Upon the realisation of this unintended use in 2022, countless funds were subsequently re-classified, demoted from ‘9’ to ‘8’. “That was extremely painful for many managers. And costly,” said Bioy. “They certainly don’t want (SFDR) to be completely revamped because that would have been a waste.”  

“It has been a bit chaotic, and that is why the SFDR is being reviewed. It would have been a miracle if they had created something perfect right away,” said Bioy. “It’s obviously super complex, with a lot of trial and error.”

In the UK, the FCA has observed the unintended utilisation of the EU’s SFDR for labelling and now intends to implement a definitive, official labelling system as part of its SDR. The FCA has inquired with the industry about their thoughts on three sustainable labels: “Focus”, “Improvers”, and “Impact”.

Esma keeps retail investors in consideration

The EU›s financial regulatory community wishes to prioritise the interests of retail investors, ensuring that funds in which they invest genuinely fulfil their promises. Surveys conducted by the European Securities and Markets Authority (Esma) reveal that retail investors find it challenging to grasp the complex structure of the SFDR.

Esma chair Verena Ross pinpointed this as the primary challenge for SFDR 2.0, as part of a “holistic approach” ensuring that SFDR declarations are seamlessly integrated into materials like fund prospectuses and investor marketing information. Commissioner McGuinness supports this strategy.

Ross outlined four objectives for SFDR 2.0. Firstly, disclosure simplicity, adopting an investor’s perspective on information that is clear, uncomplicated, comprehensible, and comparable. Secondly, a comprehensive approach throughout the framework, which will also encompass the EU’s Retail Investor Strategy. Thirdly, a direct association with the EU taxonomy, including the impending social taxonomy.

Finally, Ross perceives a need to enhance expertise across the sustainable investment value chain, including among regulators. “For us as regulators, it’s exceedingly complex, and we need to quickly adapt and learn from our actions.”
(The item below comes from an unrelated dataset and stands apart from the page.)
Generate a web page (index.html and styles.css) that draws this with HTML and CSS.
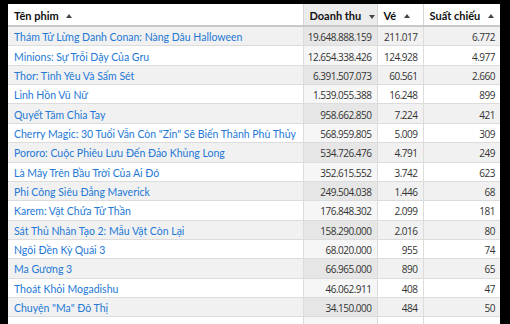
FILE: index.html
```html
<!DOCTYPE html>
<html lang="vi">
<head>
<meta charset="utf-8">
<link rel="stylesheet" href="styles.css">
</head>
<body>
<div class="frame">
<table class="films">
  <colgroup>
    <col class="c-title"><col class="c-rev"><col class="c-tix"><col class="c-show">
  </colgroup>
  <thead>
    <tr>
      <th class="th-left">Tên phim <span class="tri up"></span></th>
      <th class="sorted">Doanh thu <span class="tri down"></span></th>
      <th>Vé <span class="tri up"></span></th>
      <th>Suất chiếu <span class="tri up"></span></th>
    </tr>
  </thead>
  <tbody>
    <tr><td><a>Thám Tử Lừng Danh Conan: Nàng Dâu Halloween</a></td><td class="num rev">19.648.888.159</td><td class="num">211.017</td><td class="num">6.772</td></tr>
    <tr><td><a>Minions: Sự Trỗi Dậy Của Gru</a></td><td class="num rev">12.654.338.426</td><td class="num">124.928</td><td class="num">4.977</td></tr>
    <tr><td><a>Thor: Tình Yêu Và Sấm Sét</a></td><td class="num rev">6.391.507.073</td><td class="num">60.561</td><td class="num">2.660</td></tr>
    <tr><td><a>Linh Hồn Vũ Nữ</a></td><td class="num rev">1.539.055.388</td><td class="num">16.248</td><td class="num">899</td></tr>
    <tr><td><a>Quyết Tâm Chia Tay</a></td><td class="num rev">958.662.850</td><td class="num">7.224</td><td class="num">421</td></tr>
    <tr><td><a>Cherry Magic: 30 Tuổi Vẫn Còn "Zin" Sẽ Biến Thành Phù Thủy</a></td><td class="num rev">568.959.805</td><td class="num">5.009</td><td class="num">309</td></tr>
    <tr><td><a>Pororo: Cuộc Phiêu Lưu Đến Đảo Khủng Long</a></td><td class="num rev">534.726.476</td><td class="num">4.791</td><td class="num">249</td></tr>
    <tr><td><a>Là Mây Trên Bầu Trời Của Ai Đó</a></td><td class="num rev">352.615.552</td><td class="num">3.742</td><td class="num">623</td></tr>
    <tr><td><a>Phi Công Siêu Đẳng Maverick</a></td><td class="num rev">249.504.038</td><td class="num">1.446</td><td class="num">68</td></tr>
    <tr><td><a>Karem: Vật Chứa Tử Thần</a></td><td class="num rev">176.848.302</td><td class="num">2.099</td><td class="num">181</td></tr>
    <tr><td><a>Sát Thủ Nhân Tạo 2: Mẫu Vật Còn Lại</a></td><td class="num rev">158.290.000</td><td class="num">2.016</td><td class="num">80</td></tr>
    <tr><td><a>Ngôi Đền Kỳ Quái 3</a></td><td class="num rev">68.020.000</td><td class="num">955</td><td class="num">74</td></tr>
    <tr><td><a>Ma Gương 3</a></td><td class="num rev">66.965.000</td><td class="num">890</td><td class="num">65</td></tr>
    <tr><td><a>Thoát Khỏi Mogadishu</a></td><td class="num rev">46.062.911</td><td class="num">408</td><td class="num">47</td></tr>
    <tr><td><a>Chuyện "Ma" Đô Thị</a></td><td class="num rev">34.150.000</td><td class="num">484</td><td class="num">50</td></tr>
    <tr><td><a>&nbsp;</a></td><td class="num rev"></td><td class="num"></td><td class="num"></td></tr>
  </tbody>
</table>
</div>
</body>
</html>
```

FILE: styles.css
```css
html, body {
  margin: 0;
  padding: 0;
  background: #000;
  height: 324px;
  overflow: hidden;
}

.frame {
  padding: 4px 10px 0 8px;
}

.films {
  width: 492px;
  border-collapse: collapse;
  table-layout: fixed;
  background: #fff;
  font-family: "Lato", "Noto Sans", sans-serif;
  font-size: 10.5px;
  color: #222;
}

.c-title { width: 295px; }
.c-rev { width: 74px; }
.c-tix { width: 46px; }
.c-show { width: 77px; }

.films th {
  text-align: left;
  font-weight: 700;
  font-size: 11px;
  color: #111;
  padding: 1px 6px 0;
  height: 20px;
  border-left: 1px solid #d6d6d6;
  border-bottom: 2px solid #c8c8c8;
  white-space: nowrap;
}

.films th:first-child { border-left: none; }

.films th.sorted {
  background: #ececec;
}

.tri {
  display: inline-block;
  width: 0;
  height: 0;
  margin-left: 5px;
  vertical-align: middle;
  border-left: 3px solid transparent;
  border-right: 3px solid transparent;
}

.tri.up { border-bottom: 4px solid #444; position: relative; top: -1px; }
.tri.down { border-top: 4px solid #444; }

.films td {
  padding: 2px 6px 0;
  height: 16.36px;
  line-height: 14px;
  border-bottom: 1px solid #dcdcdc;
  border-left: 1px solid #dcdcdc;
  white-space: nowrap;
  overflow: hidden;
}

.films td:first-child { border-left: none; }

.films tbody tr:nth-child(odd) td { background: #f1f1f1; }
.films tbody tr:nth-child(odd) td.rev { background: #e6e6e6; }
.films tbody tr:nth-child(even) td.rev { background: #f6f6f6; }

.films td a {
  color: #2378d6;
  text-decoration: none;
}

.films td.num {
  text-align: right;
  font-family: "Open Sans", "Noto Sans", sans-serif;
  font-size: 10px;
  color: #333;
  padding-right: 5px;
  padding-left: 2px;
  letter-spacing: -0.5px;
}
```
‘From niche to the centre’

Although the EU›s legislative process might slow down next year due to elections in May, the SFDR reform will persist. Dutch MEP Paul Tang, of the social-democrats group, acknowledged that the initial SFDR iteration wasn’t flawless.
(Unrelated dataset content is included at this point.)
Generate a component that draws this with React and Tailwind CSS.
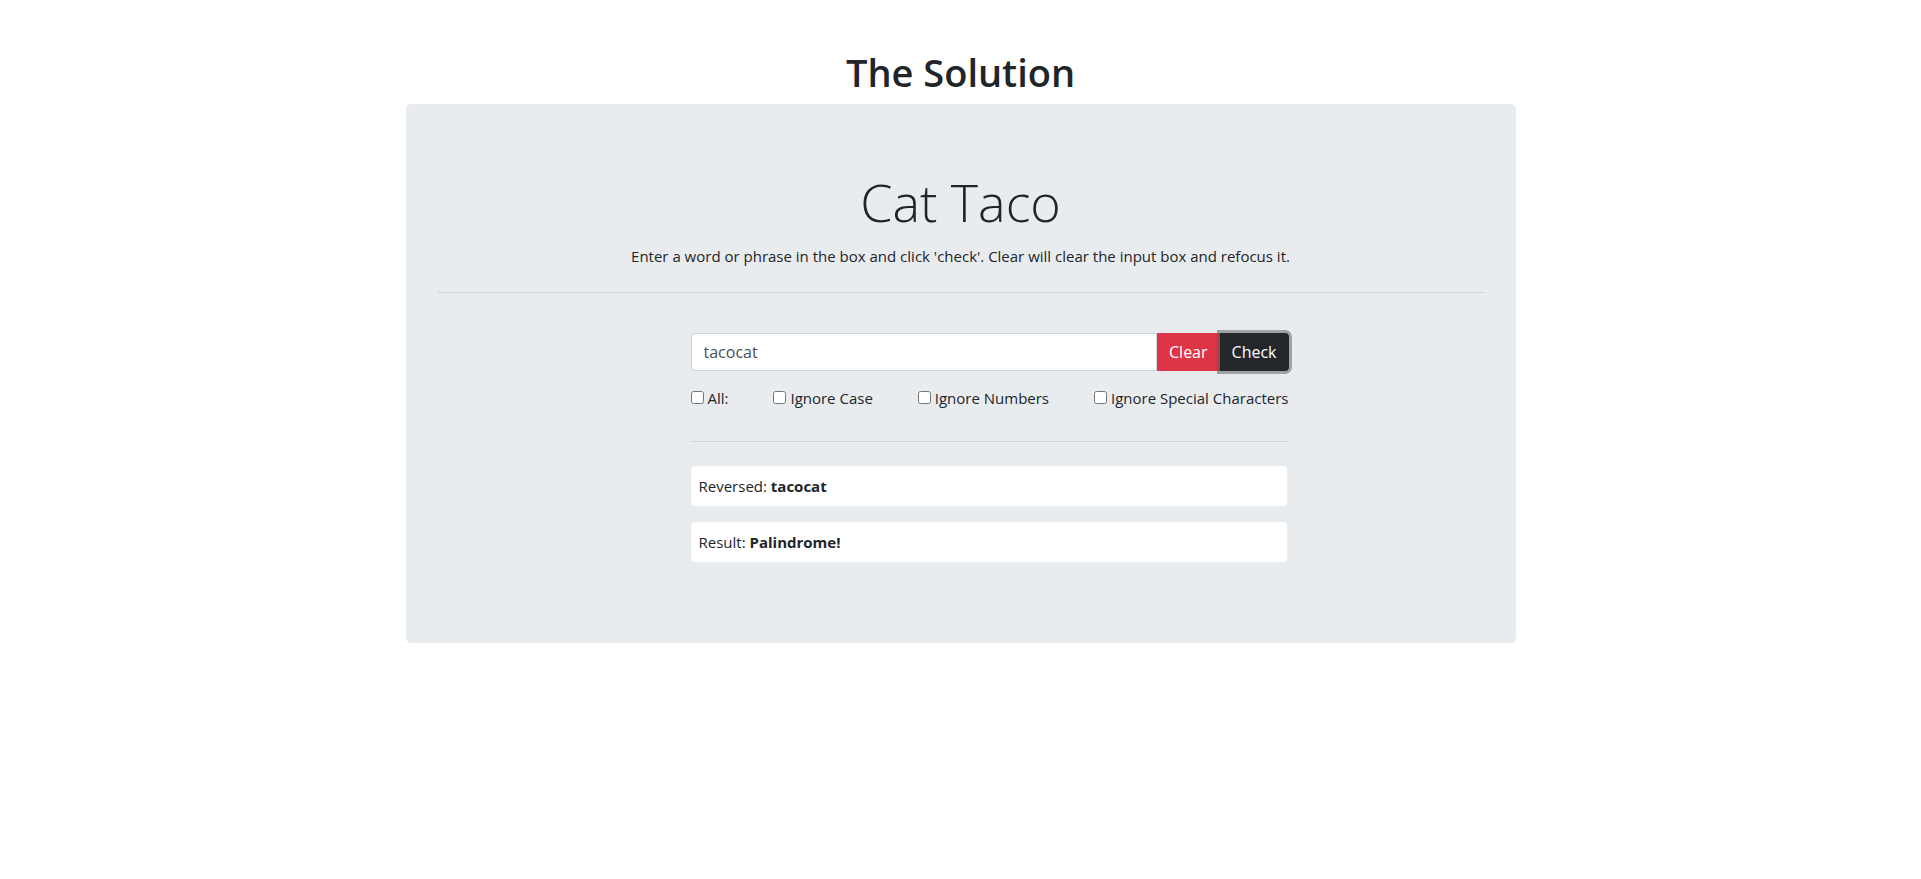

“Council and EP had very different opinions on what SFDR needed to look like but were urgently aware of the need to make the first step,” he told the SFDR webinar. “That was the starting gun for building a framework that will benefit people and planet.”

Tang said lawmakers were “overwhelmed” by the broad take-up of SFDR in the market. SFDR moved sustainable finance “from being a niche to the centre of capital markets, and that is very welcome. It’s worth the progress. We are fully aware of the need to improve.”

During the webinar, a poll with 634 participants revealed that 66% believed the SFDR introduced more confusion than clarity, elevating greenwashing risks. One-third are of the opinion that it has augmented transparency, enabling investors to make well-informed decisions.